What is required
Find every line containing the word "React" in the records below; report only how many there are.

Provided entries
-- -- --

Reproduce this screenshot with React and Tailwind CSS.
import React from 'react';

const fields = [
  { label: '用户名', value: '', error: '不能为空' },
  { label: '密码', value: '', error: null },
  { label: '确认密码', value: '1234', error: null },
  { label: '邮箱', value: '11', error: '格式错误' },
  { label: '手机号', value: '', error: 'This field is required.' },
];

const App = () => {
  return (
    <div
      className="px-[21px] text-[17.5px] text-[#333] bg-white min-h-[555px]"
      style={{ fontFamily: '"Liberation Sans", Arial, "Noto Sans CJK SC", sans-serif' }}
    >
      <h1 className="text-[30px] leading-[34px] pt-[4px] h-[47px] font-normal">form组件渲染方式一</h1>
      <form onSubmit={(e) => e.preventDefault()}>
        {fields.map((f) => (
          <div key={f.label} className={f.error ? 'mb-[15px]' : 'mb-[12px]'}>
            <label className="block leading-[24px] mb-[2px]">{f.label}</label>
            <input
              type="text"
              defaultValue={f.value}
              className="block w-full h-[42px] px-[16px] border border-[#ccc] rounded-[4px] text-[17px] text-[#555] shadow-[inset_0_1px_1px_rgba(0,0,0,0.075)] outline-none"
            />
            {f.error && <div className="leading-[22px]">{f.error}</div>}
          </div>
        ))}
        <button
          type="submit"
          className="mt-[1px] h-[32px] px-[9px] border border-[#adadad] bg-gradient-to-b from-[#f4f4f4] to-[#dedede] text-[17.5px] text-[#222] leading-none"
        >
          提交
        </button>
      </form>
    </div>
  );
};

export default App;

-- -- --

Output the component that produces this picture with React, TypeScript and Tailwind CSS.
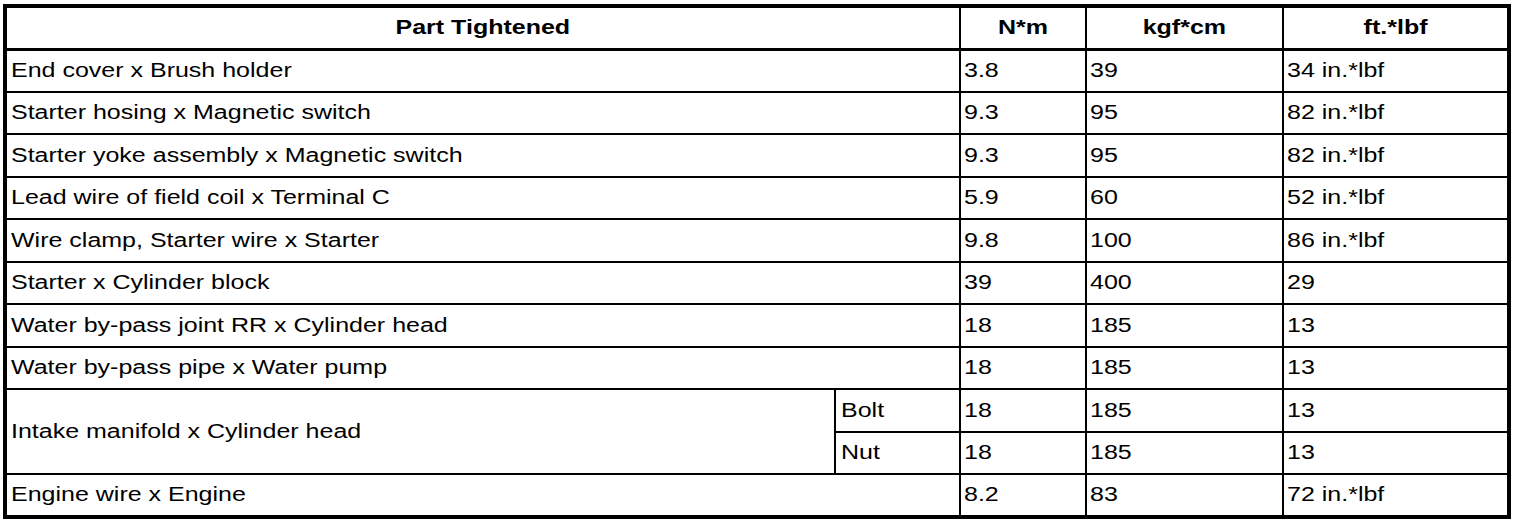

-- -- --

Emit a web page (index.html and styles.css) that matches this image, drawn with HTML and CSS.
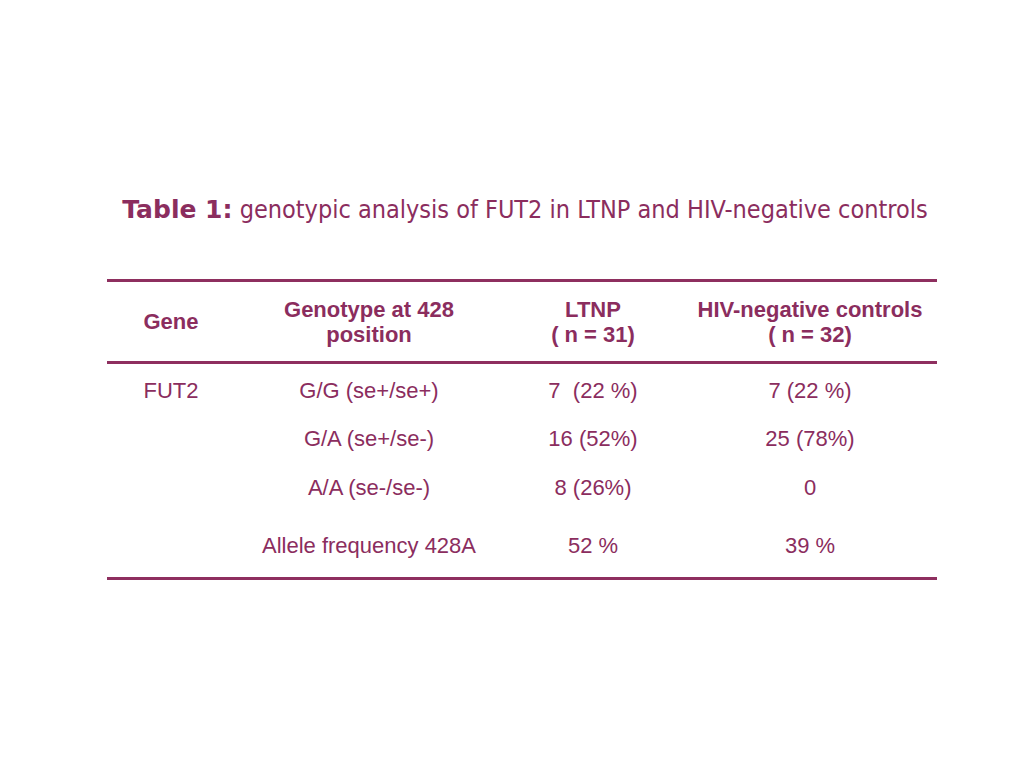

-- -- --

Task response
3